SYME Strategic Investment

On March 14, 2025, we entered into an up to $5.15 million in aggregate convertible facility with Supply@ME Capital Plc (“SYME”), a fintech platform focused on Inventory Monetisation© solutions for manufacturing and trading companies. This investment in SYME is anticipated to be funded by SFE EI (in exchange for approximately $3 million of convertible notes issued by Nuburu to SFE EI), and upon conversion is expected to result in Nuburu holding a controlling interest in SYME. Following approval by SYME stockholders, the Financial Conduct Authority, and The Panel on Takeovers and Mergers (collectively, the “Approvals”), we may convert amounts outstanding under the facility into ordinary shares of SYME at a fixed conversion rate of £0.00003 per ordinary share, with conversion shares accompanied by a warrant to acquire one additional ordinary share of SYME for every two ordinary shares of SYME issued on any conversion, with an exercise price of £0.000039, as well as the ability to exercise on a cashless basis. The Company’s Executive Chairman is the founder and current Chief Executive Officer of SYME, and as a result, the proposed investment was negotiated and approved by the independent board members.

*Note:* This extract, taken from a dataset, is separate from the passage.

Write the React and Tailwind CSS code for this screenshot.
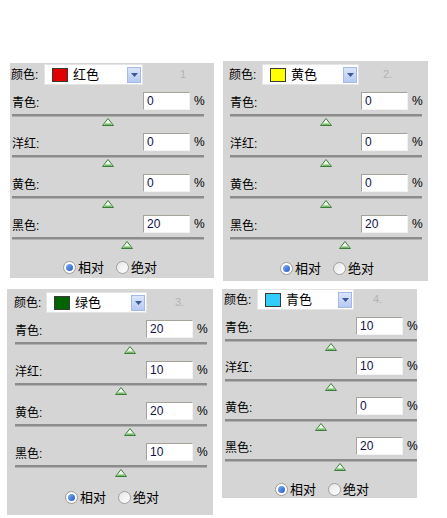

SYME and its operating subsidiaries provide its platform for use by manufacturing and trading companies to access inventory trade solutions, enabling their businesses to generate cashflow, through a non-credit arrangement and without incurring debt. This is achieved by their existing eligible inventory being added to the platform and then monetised through purchases by third-party inventory funders. The inventory to be monetised can include warehoused goods waiting to be sold to end-customers or goods that are part of a typical import/export transaction. As of September 20, 2024, SYME had a pipeline of approximately £391.0m and approximately 15 employees.